Source: TfNSW Plans Management System annotated by Amie Nicholas.

McDonald trusses had two, three or four counterbraced central panels, depending upon span length. All three standard span lengths for McDonald trusses remain (65’, 75’ and 90’).

Original 90’ McDonald with counterbraced central panels highlighted.

The diagonals of the McDonald truss consist of double and single diagonals counterbraced together. In the figure above, the double diagonals are highlighted in yellow and the single diagonals are highlighted in green. Each diagonal is recessed into a cast iron shoe (highlighted in red above) at the top and bears against the bottom chord and wrought iron wedges at the base. Each double diagonal has timber spacers each end.

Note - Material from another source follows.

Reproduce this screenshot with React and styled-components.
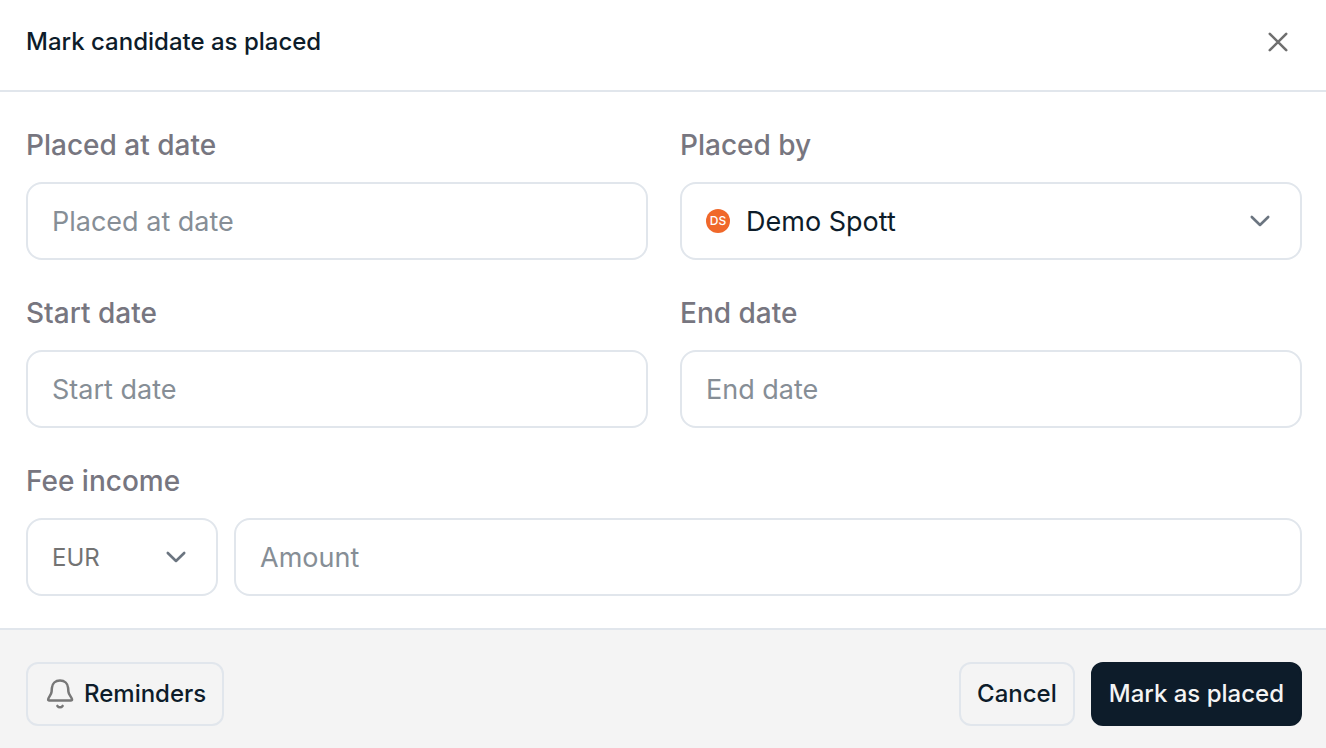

Original 90’ McDonald with tension rods highlighted.

Single vertical wrought iron tension rods (green above) are installed through holes drilled in the top and bottom chords. Double vertical wrought iron tension rods (orange above) are provided at each end of the top chord, with iron saddled connections top and bottom. All tension rods are of the same diameter, with only the lengths varying for the different types.

Original 90’ McDonald with cross girders highlighted.

Cross girders in McDonald trusses are closely spaced and carry diagonal decking similar to the Bennett truss. The primary cross girders (highlighted in yellow above) form part of the truss, whereas the secondary cross girders (highlighted in green above) are of smaller cross-section and are provided only to support the diagonal decking. Two of the secondary cross girders (highlighted in red above) have considerable notches cut out of them to accommodate the principal prop. This feature is unique to the McDonald truss. Bennett in his truss had avoided such notching, but in so doing had introduced eccentricity of load paths (ie. the centrelines of members did not all intersect at a single point at connections). McDonald did away with eccentricities, but this required that two thirds of the section of these secondary cross girders were removed, and it also necessitated the timber packing (highlighted in blue above) to support the principal diagonal prop.